Find and copy lines holding "components".

○ ○ ○ ○ ○ ○ ○

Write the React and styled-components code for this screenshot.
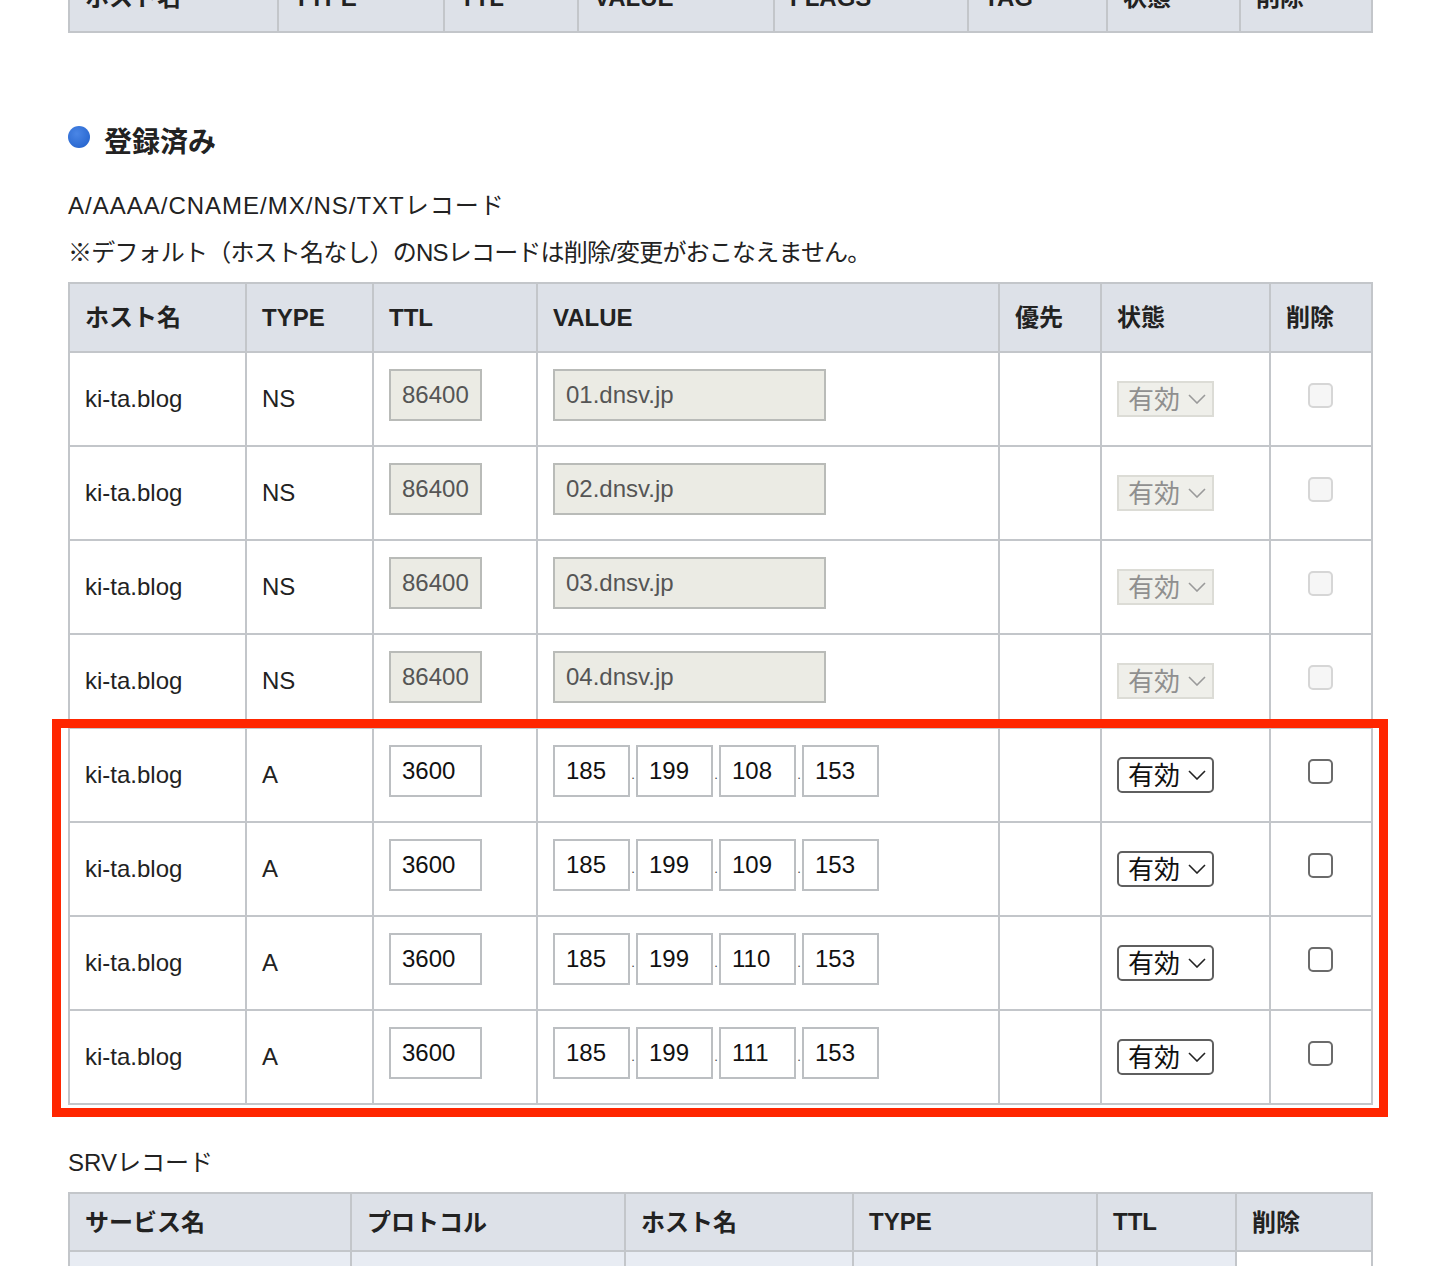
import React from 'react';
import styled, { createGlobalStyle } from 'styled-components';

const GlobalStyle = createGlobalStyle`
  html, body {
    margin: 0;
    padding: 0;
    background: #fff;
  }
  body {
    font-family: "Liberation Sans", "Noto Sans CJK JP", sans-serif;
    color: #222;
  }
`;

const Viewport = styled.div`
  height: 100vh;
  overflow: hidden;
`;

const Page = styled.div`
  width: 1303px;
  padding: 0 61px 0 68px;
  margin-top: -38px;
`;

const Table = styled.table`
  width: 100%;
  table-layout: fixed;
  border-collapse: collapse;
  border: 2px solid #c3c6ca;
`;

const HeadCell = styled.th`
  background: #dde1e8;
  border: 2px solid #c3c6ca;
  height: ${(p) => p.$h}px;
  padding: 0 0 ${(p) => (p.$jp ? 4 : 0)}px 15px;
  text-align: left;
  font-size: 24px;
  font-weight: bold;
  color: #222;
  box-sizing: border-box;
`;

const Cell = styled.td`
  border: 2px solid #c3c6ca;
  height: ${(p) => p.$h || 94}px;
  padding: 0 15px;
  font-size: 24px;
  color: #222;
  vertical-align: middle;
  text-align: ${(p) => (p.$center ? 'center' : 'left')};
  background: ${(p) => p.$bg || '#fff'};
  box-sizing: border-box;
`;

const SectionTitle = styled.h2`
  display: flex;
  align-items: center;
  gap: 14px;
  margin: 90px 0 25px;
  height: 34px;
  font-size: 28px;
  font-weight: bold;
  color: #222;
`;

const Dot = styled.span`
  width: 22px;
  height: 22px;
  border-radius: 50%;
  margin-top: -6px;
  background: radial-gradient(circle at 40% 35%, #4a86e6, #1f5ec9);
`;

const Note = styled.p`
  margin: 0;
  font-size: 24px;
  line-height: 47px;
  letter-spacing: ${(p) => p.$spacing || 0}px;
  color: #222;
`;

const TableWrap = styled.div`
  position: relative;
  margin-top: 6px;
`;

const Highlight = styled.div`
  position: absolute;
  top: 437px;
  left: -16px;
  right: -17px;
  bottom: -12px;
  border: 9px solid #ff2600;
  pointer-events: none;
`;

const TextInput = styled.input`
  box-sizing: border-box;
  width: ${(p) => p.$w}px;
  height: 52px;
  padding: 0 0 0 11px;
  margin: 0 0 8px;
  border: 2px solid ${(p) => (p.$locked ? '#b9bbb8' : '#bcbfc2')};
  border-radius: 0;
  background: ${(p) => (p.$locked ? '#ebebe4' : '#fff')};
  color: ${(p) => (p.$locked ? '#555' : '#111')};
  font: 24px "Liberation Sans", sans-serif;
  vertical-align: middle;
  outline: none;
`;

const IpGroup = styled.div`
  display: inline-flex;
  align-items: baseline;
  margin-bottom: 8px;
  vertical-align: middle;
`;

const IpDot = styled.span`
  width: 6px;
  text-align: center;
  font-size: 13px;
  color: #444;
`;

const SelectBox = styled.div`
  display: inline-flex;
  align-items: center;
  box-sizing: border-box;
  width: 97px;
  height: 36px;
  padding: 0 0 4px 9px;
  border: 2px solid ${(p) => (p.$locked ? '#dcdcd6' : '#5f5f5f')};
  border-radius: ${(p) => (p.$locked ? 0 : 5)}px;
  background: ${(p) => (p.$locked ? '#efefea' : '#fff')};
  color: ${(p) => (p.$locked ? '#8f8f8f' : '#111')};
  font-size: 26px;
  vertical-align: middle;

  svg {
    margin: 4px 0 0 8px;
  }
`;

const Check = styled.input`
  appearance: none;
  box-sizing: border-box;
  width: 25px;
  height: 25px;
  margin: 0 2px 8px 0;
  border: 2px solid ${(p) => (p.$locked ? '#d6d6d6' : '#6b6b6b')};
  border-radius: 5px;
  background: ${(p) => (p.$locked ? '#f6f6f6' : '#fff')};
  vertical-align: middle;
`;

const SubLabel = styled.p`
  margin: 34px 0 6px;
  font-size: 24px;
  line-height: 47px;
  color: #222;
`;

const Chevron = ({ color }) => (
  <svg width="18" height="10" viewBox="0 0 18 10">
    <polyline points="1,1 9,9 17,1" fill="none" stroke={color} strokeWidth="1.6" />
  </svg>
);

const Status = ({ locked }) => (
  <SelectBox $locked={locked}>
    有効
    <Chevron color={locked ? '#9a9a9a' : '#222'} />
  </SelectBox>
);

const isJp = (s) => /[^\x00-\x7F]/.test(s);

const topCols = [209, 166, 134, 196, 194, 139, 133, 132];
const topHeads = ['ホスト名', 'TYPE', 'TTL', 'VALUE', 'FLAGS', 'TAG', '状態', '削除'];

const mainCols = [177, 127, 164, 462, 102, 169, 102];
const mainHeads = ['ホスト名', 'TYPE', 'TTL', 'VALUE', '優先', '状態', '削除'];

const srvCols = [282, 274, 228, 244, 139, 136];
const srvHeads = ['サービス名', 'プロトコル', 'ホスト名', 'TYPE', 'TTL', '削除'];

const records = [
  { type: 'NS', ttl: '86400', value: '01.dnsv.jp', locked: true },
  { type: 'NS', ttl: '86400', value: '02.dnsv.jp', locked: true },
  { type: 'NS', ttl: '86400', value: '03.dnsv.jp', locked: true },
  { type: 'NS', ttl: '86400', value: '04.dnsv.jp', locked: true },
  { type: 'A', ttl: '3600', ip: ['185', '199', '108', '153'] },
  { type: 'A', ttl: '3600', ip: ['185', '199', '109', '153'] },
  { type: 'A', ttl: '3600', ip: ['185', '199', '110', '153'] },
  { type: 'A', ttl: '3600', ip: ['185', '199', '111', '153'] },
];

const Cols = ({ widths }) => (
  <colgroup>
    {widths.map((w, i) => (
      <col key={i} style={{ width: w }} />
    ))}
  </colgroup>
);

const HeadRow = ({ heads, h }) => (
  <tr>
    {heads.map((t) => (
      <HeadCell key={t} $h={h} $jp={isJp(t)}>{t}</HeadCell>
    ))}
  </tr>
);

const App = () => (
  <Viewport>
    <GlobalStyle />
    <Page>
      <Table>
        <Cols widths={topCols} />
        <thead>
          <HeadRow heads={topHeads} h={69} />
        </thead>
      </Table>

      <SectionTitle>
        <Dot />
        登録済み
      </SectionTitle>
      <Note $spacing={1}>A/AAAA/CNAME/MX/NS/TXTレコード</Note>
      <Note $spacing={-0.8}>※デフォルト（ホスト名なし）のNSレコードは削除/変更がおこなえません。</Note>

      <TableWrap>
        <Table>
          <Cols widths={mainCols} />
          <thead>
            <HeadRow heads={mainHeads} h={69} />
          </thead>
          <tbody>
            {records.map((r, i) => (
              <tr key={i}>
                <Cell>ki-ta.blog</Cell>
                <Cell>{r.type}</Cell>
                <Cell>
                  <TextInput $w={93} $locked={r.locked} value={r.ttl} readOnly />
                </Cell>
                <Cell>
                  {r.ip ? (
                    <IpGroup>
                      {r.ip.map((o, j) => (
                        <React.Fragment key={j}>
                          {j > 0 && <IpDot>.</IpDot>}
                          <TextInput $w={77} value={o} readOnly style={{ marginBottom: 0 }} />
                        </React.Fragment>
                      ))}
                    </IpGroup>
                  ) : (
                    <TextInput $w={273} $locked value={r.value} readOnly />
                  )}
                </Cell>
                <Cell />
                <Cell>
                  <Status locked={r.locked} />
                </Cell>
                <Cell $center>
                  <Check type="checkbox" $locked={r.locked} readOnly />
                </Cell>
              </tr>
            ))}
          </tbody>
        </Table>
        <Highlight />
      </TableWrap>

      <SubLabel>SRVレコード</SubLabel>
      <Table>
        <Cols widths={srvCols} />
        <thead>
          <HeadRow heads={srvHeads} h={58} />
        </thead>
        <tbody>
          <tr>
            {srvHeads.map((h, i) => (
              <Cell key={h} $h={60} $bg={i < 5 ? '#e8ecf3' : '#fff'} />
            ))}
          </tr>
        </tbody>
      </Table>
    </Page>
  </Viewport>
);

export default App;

○ ○ ○ ○ ○ ○ ○

## ANSWER TO THE TASK
Write the React and styled-components code for this screenshot.
import styled, { createGlobalStyle } from 'styled-components';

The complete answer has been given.